There are many different reasons why the suicidal storm rages, we are all unique. But in our uniqueness we also live in time and space that is shared, and that shared space impacts us all uniquely. Yet there is also the commonality to our unique experiences, the shared reality of how it feels to live in time and space. So today in the West whilst we are all wonderfully different and our perception of the world in relationship with others will be unique to us, we also recognise that shared perception of reality, trends within our society that spark in many of us.

Take for instance the Civil Rights Movement. People collectively knew that things needed to change, that oppression and persecution and discrimination needed to stop and so joined together to bring about radical transformation. Whilst each person’s experience of racism and oppression were unique to them, there was a collective ‘crying out’ that sparked revolution.

So for us here in the West there are things happening around us that collectively spark. Many are disillusioned by the political system, are tired of the blatant stealing, greed and deception of big business, banks, rich and powerful. There is a sense that we are told of greatness but that greatness is almost always out of reach. There is a sense of disconnectedness among us, of people ‘connected’ but not really in relationship and ultimately actually disconnected. People are concerned about many things, about money, about jobs, about family. Life.

So we look for a way to change things. We buy things we don’t need to make ourselves feel better.

And sometimes it may be for some that all of this is too much and the only way out is death.

Issues surrounding mental health are consistently handled poorly within the media and amongst the political elite. Money is consistently being withdrawn from mental health research, help and support. Without resources it is no wonder suicide rates are increasing in the West.

We need money invested into research and collaborative care to enable understanding, methods of holistic care and cultural research that seeks to understand the nature and character of why people, particularly males, see suicide as their only option.

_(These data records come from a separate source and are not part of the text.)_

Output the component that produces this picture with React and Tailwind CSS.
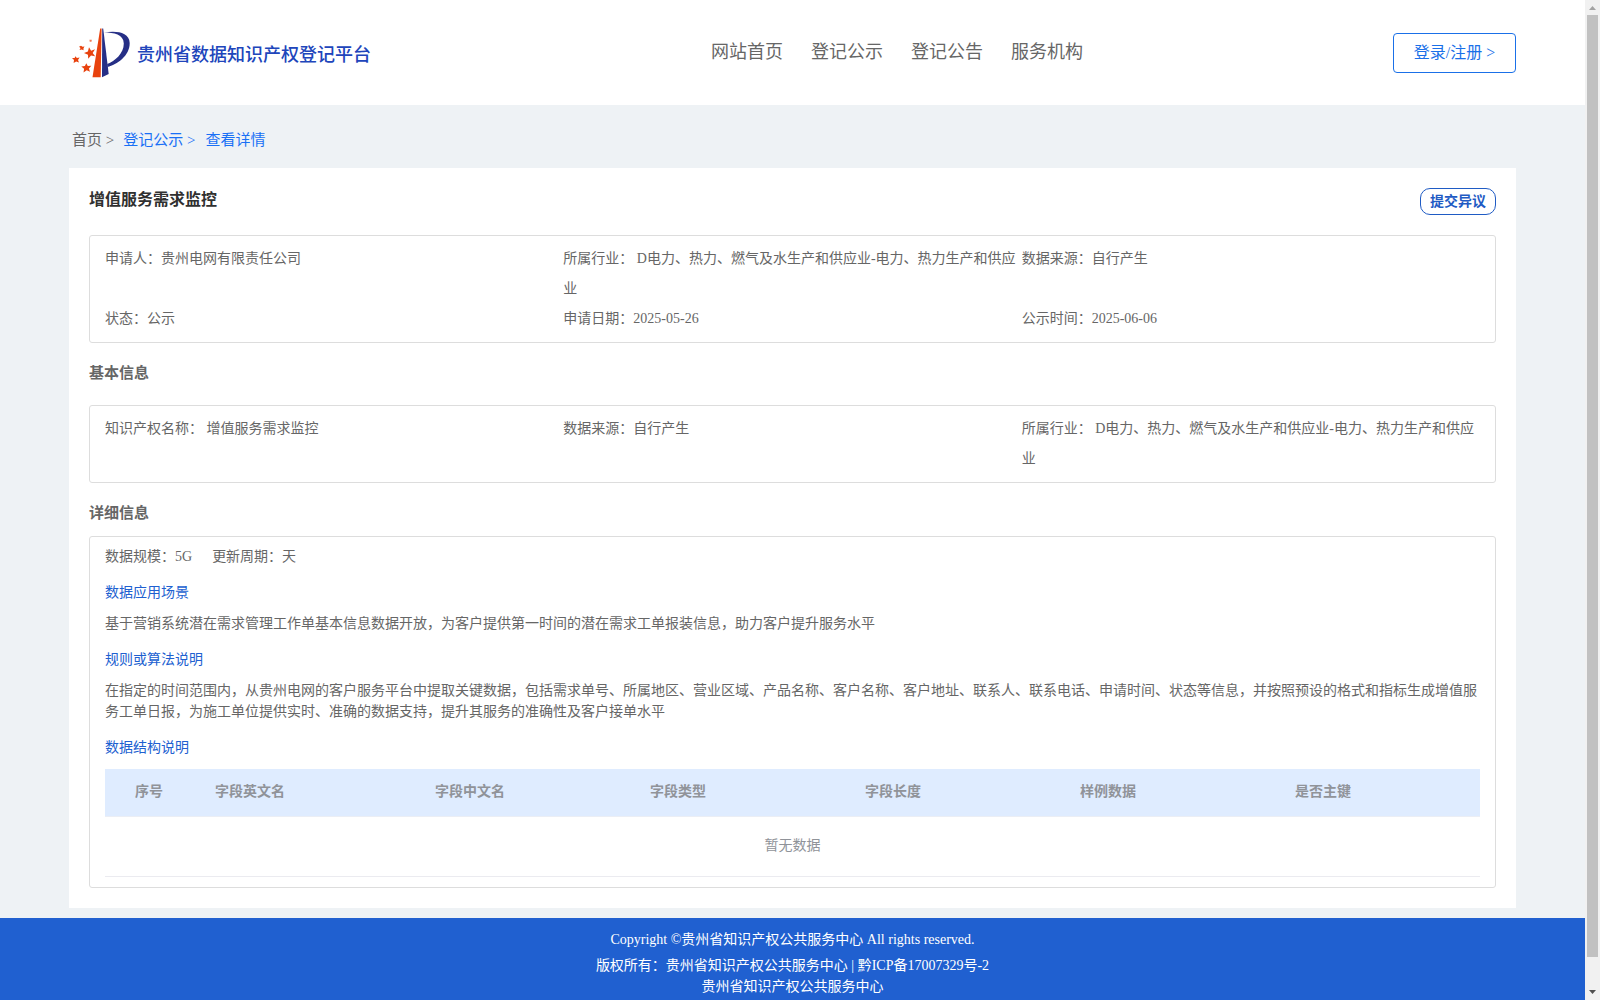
import React from 'react';

const NAV_ITEMS = ['网站首页', '登记公示', '登记公告', '服务机构'];

const INDUSTRY = 'D电力、热力、燃气及水生产和供应业-电力、热力生产和供应业';

const SUMMARY = [
    { label: '申请人：', value: '贵州电网有限责任公司' },
    { label: '所属行业： ', value: INDUSTRY },
    { label: '数据来源：', value: '自行产生' },
    { label: '状态：', value: '公示' },
    { label: '申请日期：', value: '2025-05-26' },
    { label: '公示时间：', value: '2025-06-06' },
];

const BASIC = [
    { label: '知识产权名称： ', value: '增值服务需求监控' },
    { label: '数据来源：', value: '自行产生' },
    { label: '所属行业： ', value: INDUSTRY },
];

const COLUMNS = [
    { title: '序号', className: 'w-[100px] pl-[30px]' },
    { title: '字段英文名', className: 'w-[220px] pl-[10px]' },
    { title: '字段中文名', className: 'w-[215px] pl-[10px]' },
    { title: '字段类型', className: 'w-[215px] pl-[10px]' },
    { title: '字段长度', className: 'w-[215px] pl-[10px]' },
    { title: '样例数据', className: 'w-[215px] pl-[10px]' },
    { title: '是否主键', className: 'w-[195px] pl-[10px]' },
];

function Logo() {
    return (
        <svg width="60" height="53" viewBox="0 0 60 53" className="shrink-0">
            <path d="M28.2 2.5 L29.6 2.5 L28.7 51.3 L20.5 51.3 Z" fill="#e8420e" />
            <path d="M30.2 2.5 L31.2 2.5 L36.7 48 L30 51.3 Z" fill="#262f86" />
            <path d="M32 6.6 C43 4.6 57.5 5.5 57.7 17 C57.8 30 45 38.5 35.5 41 L35.2 38 C43 35 51.8 27.5 51.8 17.5 C51.6 8.5 42 6.6 32 6.6 Z" fill="#262f86" />
            <g fill="#e8420e" transform="translate(-0.5 1.8)">
                <path d="M17.5 19.5 L19.6 23 L23.5 21.5 L21.2 25.2 L23.6 28.5 L19.5 27.8 L16.7 31 L16.5 26.9 L12.5 25.3 L16.4 23.6 Z" />
                <path d="M14.8 35.5 L16.3 38.3 L19.8 38 L17.4 40.6 L18.5 44 L15.2 42.4 L12 44.6 L12.6 41 L9.8 38.6 L13.4 38.3 Z" />
                <path d="M4 28.5 L5.3 30.3 L8.1 29.8 L6.5 32.2 L7.5 34.7 L4.7 33.8 L2.1 35.2 L2.5 32.3 L0.5 30.3 L3.1 30.3 Z" />
                <path d="M9.5 18 L11 19 L13 18.6 L12 20.5 L12 22.5 L10.2 21.7 L8 22.2 L9 20.3 L7.5 19 Z" />
                <path d="M18 12 L20.3 12 L20 14 L18.2 14 Z" opacity="0.7" />
            </g>
        </svg>
    );
}

function InfoGrid({ items }) {
    return (
        <div className="grid grid-cols-3 rounded-[3px] border border-[#dddddd] px-[15px] py-2 text-[14px] leading-[30px]">
            {items.map((item) => (
                <div key={item.label} className="whitespace-pre-wrap">{`${item.label}${item.value}`}</div>
            ))}
        </div>
    );
}

function Scrollbar() {
    return (
        <div className="flex h-full w-[15px] shrink-0 flex-col items-center bg-[#f1f1f1]">
            <svg width="15" height="15" viewBox="0 0 15 15" className="shrink-0">
                <path d="M4 10 L7.5 6 L11 10 Z" fill="#a3a3a3" />
            </svg>
            <div className="h-[942px] w-[11px] bg-[#c1c1c1]" />
            <svg width="15" height="15" viewBox="0 0 15 15" className="mt-auto shrink-0">
                <path d="M4 5 L11 5 L7.5 9 Z" fill="#505050" />
            </svg>
        </div>
    );
}

export default function App() {
    return (
        <div className="flex h-[1000px] w-[1600px] overflow-hidden bg-[#eef2f5] font-['Liberation_Serif','Noto_Sans_CJK_SC',serif] text-[#666666] [text-spacing-trim:space-all]">
            <div className="flex min-w-0 flex-1 flex-col">
                <header className="flex h-[105px] shrink-0 items-center bg-white pl-[72px] pr-[69px]">
                    <Logo />
                    <h1 className="ml-[5px] mt-[5px] w-[574px] text-[18px] font-medium leading-[24px] text-[#2045bb]">贵州省数据知识产权登记平台</h1>
                    <nav className="flex gap-7 text-[18px] leading-[24px] -mt-[2px]">
                        {NAV_ITEMS.map((item) => (
                            <a key={item}>{item}</a>
                        ))}
                    </nav>
                    <button className="ml-auto h-[40px] w-[123px] rounded-[4px] border border-[#1a70e8] pb-px text-[16px] leading-[38px] text-[#1a70e8]">登录/注册 &gt;</button>
                </header>

                <main className="px-[69px]">
                    <div className="flex h-[63px] items-center whitespace-pre pl-[3px] pt-[6px] text-[15px] leading-[20px]">
                        <span>首页 &gt;</span>
                        <a className="ml-[9px] text-[#1970f5]">登记公示 &gt;</a>
                        <a className="ml-[10px] text-[#1970f5]">查看详情</a>
                    </div>

                    <div className="h-[740px] bg-white px-5 pt-5">
                        <div className="mb-5 flex h-[27px] items-start justify-between">
                            <h2 className="text-[16px] font-bold leading-[24px] text-[#303030]">增值服务需求监控</h2>
                            <button className="h-[27px] w-[76px] rounded-[10px] border border-[#1f5bc4] text-[14px] font-bold leading-[25px] text-[#1f5bc4]">提交异议</button>
                        </div>
                        <InfoGrid items={SUMMARY} />
                        <h3 className="h-[62px] text-[15px] font-bold leading-[61px]">基本信息</h3>
                        <InfoGrid items={BASIC} />
                        <h3 className="h-[53px] text-[15px] font-bold leading-[61px]">详细信息</h3>

                        <div className="h-[352px] rounded-[3px] border border-[#dddddd] px-[15px] pt-[9px] text-[14px] leading-[21px]">
                            <div className="flex gap-5">
                                <span>数据规模：5G</span>
                                <span>更新周期：天</span>
                            </div>
                            <h4 className="mt-[15px] text-[#2060d0]">数据应用场景</h4>
                            <p className="mt-[10px]">基于营销系统潜在需求管理工作单基本信息数据开放，为客户提供第一时间的潜在需求工单报装信息，助力客户提升服务水平</p>
                            <h4 className="mt-[15px] text-[#2060d0]">规则或算法说明</h4>
                            <p className="mt-[10px]">在指定的时间范围内，从贵州电网的客户服务平台中提取关键数据，包括需求单号、所属地区、营业区域、产品名称、客户名称、客户地址、联系人、联系电话、申请时间、状态等信息，并按照预设的格式和指标生成增值服务工单日报，为施工单位提供实时、准确的数据支持，提升其服务的准确性及客户接单水平</p>
                            <h4 className="mt-[15px] text-[#2060d0]">数据结构说明</h4>
                            <div className="mt-[11px] text-[#909399]">
                                <div className="flex h-[48px] border-b border-[#ebeef5] bg-[#dfecff] text-[14px] font-bold leading-[46px]">
                                    {COLUMNS.map((col) => (
                                        <div key={col.title} className={col.className}>{col.title}</div>
                                    ))}
                                </div>
                                <div className="h-[60px] border-b border-[#ebebf0] text-center leading-[58px]">暂无数据</div>
                            </div>
                        </div>
                    </div>
                </main>

                <footer className="mt-[10px] h-[82px] shrink-0 bg-[#2060d0] pt-[11px] text-center text-[14px] leading-[21px] text-white">
                    <p>Copyright ©贵州省知识产权公共服务中心 All rights reserved.</p>
                    <p className="mt-[5px]">版权所有：贵州省知识产权公共服务中心 | 黔ICP备17007329号-2</p>
                    <p>贵州省知识产权公共服务中心</p>
                </footer>
            </div>
            <Scrollbar />
        </div>
    );
}
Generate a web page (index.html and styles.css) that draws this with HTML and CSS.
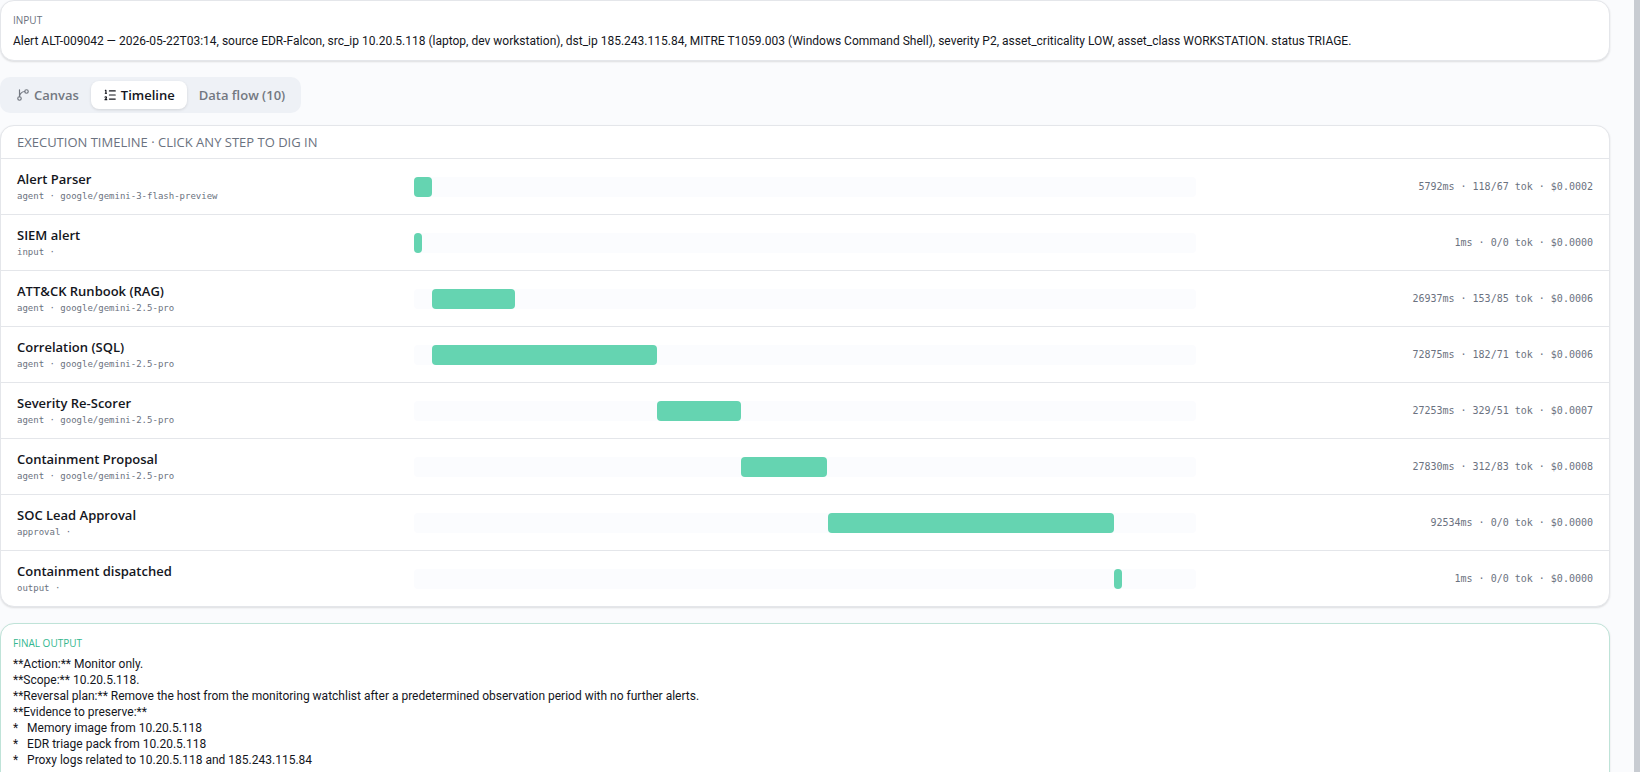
FILE: index.html
```html
<!DOCTYPE html>
<html lang="en">
<head>
<meta charset="UTF-8">
<meta name="viewport" content="width=device-width, initial-scale=1.0">
<title>Run details</title>
<link rel="stylesheet" href="styles.css">
</head>
<body>
<div class="page">
    <main class="content">
        <section class="card box">
            <h2 class="label">Input</h2>
            <p class="text">Alert ALT-009042 — 2026-05-22T03:14, source EDR-Falcon, src_ip 10.20.5.118 (laptop, dev workstation), dst_ip 185.243.115.84, MITRE T1059.003 (Windows Command Shell), severity P2, asset_criticality LOW, asset_class WORKSTATION. status TRIAGE.</p>
        </section>

        <div class="tabs" role="tablist">
            <button class="tab" role="tab" type="button">
                <svg class="icon" viewBox="0 0 24 24"><path d="M15 6a9 9 0 0 0-9 9V3"/><circle cx="18" cy="6" r="3"/><circle cx="6" cy="18" r="3"/></svg>
                Canvas
            </button>
            <button class="tab active" role="tab" type="button" aria-selected="true">
                <svg class="icon" viewBox="0 0 24 24"><path d="M11 5h10"/><path d="M11 12h10"/><path d="M11 19h10"/><path d="M4 4h1v5"/><path d="M4 9h2"/><path d="M6.5 20H3.4c0-1 2.6-1.925 2.6-3.5a1.5 1.5 0 0 0-2.6-1.02"/></svg>
                Timeline
            </button>
            <button class="tab" role="tab" type="button">Data flow (10)</button>
        </div>

        <section class="card timeline">
            <h2 class="timeline-title">Execution timeline · click any step to dig in</h2>
            <div id="steps"></div>
        </section>

        <section class="card box output">
            <h2 class="label">Final output</h2>
            <pre class="text">**Action:** Monitor only.
**Scope:** 10.20.5.118.
**Reversal plan:** Remove the host from the monitoring watchlist after a predetermined observation period with no further alerts.
**Evidence to preserve:**
*   Memory image from 10.20.5.118
*   EDR triage pack from 10.20.5.118
*   Proxy logs related to 10.20.5.118 and 185.243.115.84</pre>
        </section>
    </main>
    <div class="scrollbar"></div>
</div>
<script src="script.js"></script>
</body>
</html>
```
FILE: styles.css
```css
* {
    box-sizing: border-box;
    margin: 0;
}
body {
    font-family: "Open Sans", "Noto Sans", sans-serif;
    font-size: 12px;
    line-height: 16px;
    color: #14161d;
    background-color: #fafbfd;
}
.page {
    display: flex;
    height: 100vh;
    overflow: hidden;
}
.content {
    flex: 1;
    min-width: 0;
    padding-right: 24px;
}
.scrollbar {
    width: 6px;
    background-color: #c8ccd2;
}
.card {
    background-color: #fff;
    border: 1px solid #e4e6ea;
    border-radius: 14px;
    box-shadow: 0 1px 2px rgba(0, 0, 0, 0.12);
    overflow: hidden;
}
.box {
    padding: 12px 12px 11px;
}
.label {
    margin-bottom: 5px;
    font-size: 10px;
    font-weight: 400;
    line-height: 15px;
    text-transform: uppercase;
    color: #6b7280;
}
.text {
    font-family: Roboto, "Open Sans", sans-serif;
    white-space: pre-wrap;
}

/* tabs */
.tabs {
    display: inline-flex;
    margin: 16px 0 12px;
    padding: 4px;
    border-radius: 10px;
    background-color: #eef1f6;
    vertical-align: top;
}
.tab {
    display: flex;
    align-items: center;
    gap: 4px;
    height: 28px;
    padding: 0 12px;
    border: 0;
    border-radius: 8px;
    background: none;
    font: 600 13px/20px "Open Sans", "Noto Sans", sans-serif;
    color: #737881;
    cursor: pointer;
}
.tab.active {
    color: #14161d;
    background-color: #fff;
    box-shadow: 0 1px 3px rgba(0, 0, 0, 0.12);
}
.icon {
    width: 14px;
    height: 14px;
    fill: none;
    stroke: currentColor;
    stroke-width: 2;
    stroke-linecap: round;
    stroke-linejoin: round;
}

/* timeline */
.timeline-title {
    padding: 8px 16px;
    font-size: 13px;
    font-weight: 400;
    line-height: 16px;
    text-transform: uppercase;
    color: #6b7280;
}
.step {
    display: grid;
    grid-template-columns: repeat(12, 1fr);
    gap: 12px;
    align-items: center;
    width: 100%;
    height: 56px;
    padding: 0 16px;
    border: 0;
    border-top: 1px solid #e4e6ea;
    background: none;
    font: inherit;
    color: inherit;
    text-align: left;
    cursor: pointer;
}
.step-info {
    grid-column: span 3;
    padding-bottom: 2px;
}
.step-name {
    display: block;
    font-size: 13px;
    font-weight: 600;
    line-height: 20px;
}
.step-kind {
    display: block;
    font-family: "DejaVu Sans Mono", monospace;
    font-size: 9px;
    line-height: 14px;
    color: #6b7280;
}
.track {
    grid-column: span 6;
    height: 20px;
    border-radius: 4px;
    background-color: #fbfcfe;
}
.bar {
    display: block;
    height: 20px;
    min-width: 8px;
    border-radius: 4px;
    background-color: #65d4b1;
}
.step-stats {
    grid-column: span 3;
    font-family: "DejaVu Sans Mono", monospace;
    font-size: 10px;
    text-align: right;
    color: #6b7280;
}

.output {
    margin-top: 16px;
    height: 200px;
    border-color: #bfe3d8;
}
.output .label {
    color: #34b78f;
}
```
FILE: script.js
```js
const total = 253000;

const steps = [
    { name: 'Alert Parser', kind: 'agent', model: 'google/gemini-3-flash-preview', start: 0, ms: 5792, tok: '118/67', cost: '0.0002' },
    { name: 'SIEM alert', kind: 'input', model: '', start: 0, ms: 1, tok: '0/0', cost: '0.0000' },
    { name: 'ATT&CK Runbook (RAG)', kind: 'agent', model: 'google/gemini-2.5-pro', start: 5795, ms: 26937, tok: '153/85', cost: '0.0006' },
    { name: 'Correlation (SQL)', kind: 'agent', model: 'google/gemini-2.5-pro', start: 5795, ms: 72875, tok: '182/71', cost: '0.0006' },
    { name: 'Severity Re-Scorer', kind: 'agent', model: 'google/gemini-2.5-pro', start: 78680, ms: 27253, tok: '329/51', cost: '0.0007' },
    { name: 'Containment Proposal', kind: 'agent', model: 'google/gemini-2.5-pro', start: 105940, ms: 27830, tok: '312/83', cost: '0.0008' },
    { name: 'SOC Lead Approval', kind: 'approval', model: '', start: 133780, ms: 92534, tok: '0/0', cost: '0.0000' },
    { name: 'Containment dispatched', kind: 'output', model: '', start: 226320, ms: 1, tok: '0/0', cost: '0.0000' }
];

const list = document.getElementById('steps');

steps.forEach(step => {
    const row = document.createElement('button');
    row.type = 'button';
    row.className = 'step';
    row.innerHTML = `
        <span class="step-info">
            <span class="step-name">${step.name.replace('&', '&amp;')}</span>
            <span class="step-kind">${step.kind} · ${step.model}</span>
        </span>
        <span class="track">
            <span class="bar" style="margin-left: ${step.start / total * 100}%; width: ${step.ms / total * 100}%"></span>
        </span>
        <span class="step-stats">${step.ms}ms · ${step.tok} tok · $${step.cost}</span>`;
    list.appendChild(row);
});
```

This has to be a community effort, a coming together of people within their own communities seeking ways to tell a different story, bring hope and collectively walk alongside those who are suffering the dark night of the soul.

Girard’s mimetic theory is important within this whole area. Could it be that men are sacrificing themselves, believing themselves to be the cause and problem within our society? Could it be that through myth and prohibition a religion of consumerist sacrifice has been created in the West creating the myth of success, the prohibition of failure, the scapegoat of males who believe through their death society will be better off?

There are many unanswered questions, many studies that need to be done and many communities of hope that need to come together. Only when we start talking, sharing and opening up, naming the reality of suicide in our midst and giving the space to talk and express the reality of it will we even begin to stem the tide that breaks in waves of pain across our society.